Antérieurement, la plateforme pour échanger avec les auxiliaires de justice (les anciens avoués près les cours d'appel) et la juridiction d'appel ne s'appelait pas encore RPVA mais avait déjà les mêmes fondements.
À ce moment de l'histoire de la CPVE seule la déclaration d'appel devait être adressée au greffe via la voie électronique.
Sur l'insistance des avoués d'appel, les techniciens de la Chancellerie ont permis que la déclaration d'appel soit rematérialisée en même temps que le fichier xml adressé au greffe est traité par celui-ci.
Cependant, les services de la Chancellerie n'ont pas souhaité réaliser le même travail s'agissant des autres actes de saisine des cours d'appel.
La raison principale est que dès son origine la CPVE a été pensée et conçue comme un outil à l'usage principalement des juridictions.
Il en résulte que les éléments saisis par les avocats avec le formulaire proposé par le RPVA ont essentiellement pour objet de fournir les éléments nécessaires au fonctionnement du RPVJ et donc du greffe.
C'est le fondement premier de la communication électronique.
Pour s'en convaincre, il suffit de se rappeler que la communication électronique est obligatoire seulement entre la juridiction et les avocats.
Ce n'est donc qu'en raison d'un accident de l'histoire (la rematérialisation de la déclaration d'appel) qu'a été donnée l'illusion que la CPVE pourrait permettre la formalisation des actes de procédure, notamment ceux dont l'objet est la saisine des cours d'appel.

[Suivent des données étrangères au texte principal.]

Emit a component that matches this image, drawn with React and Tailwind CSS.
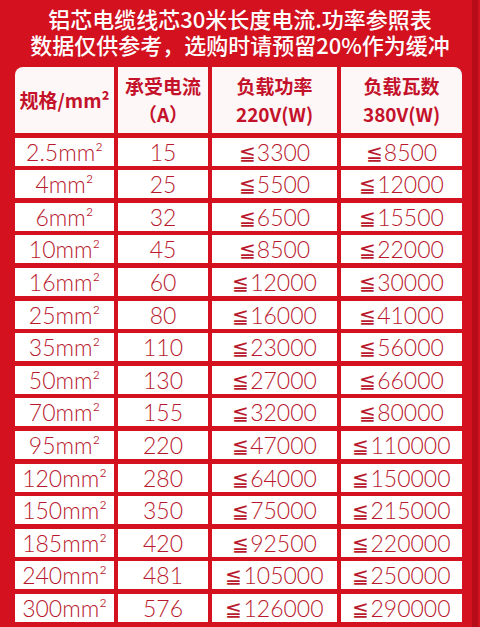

C'est le choix fait de ne pas rematérialiser les actes de saisine des cours d'appel qui est à l'origine des obstacles que doivent franchir les avocats dans l'utilisation du RPVA que vient de sanctionner la CEDH avec la décision objet de ce commentaire.
Mais attention à ne pas surinterpréter cette décision au risque pour les avocats de désillusions.
En effet, il convient de rappeler que les informations relatives à l'utilisation du RPVA se trouvent à la disposition des utilisateurs sur le site du CNB…
Sur la rematérialisation de la déclaration d'appel, v. E. de Leiris, Rép. pr. civ., nos 116 s.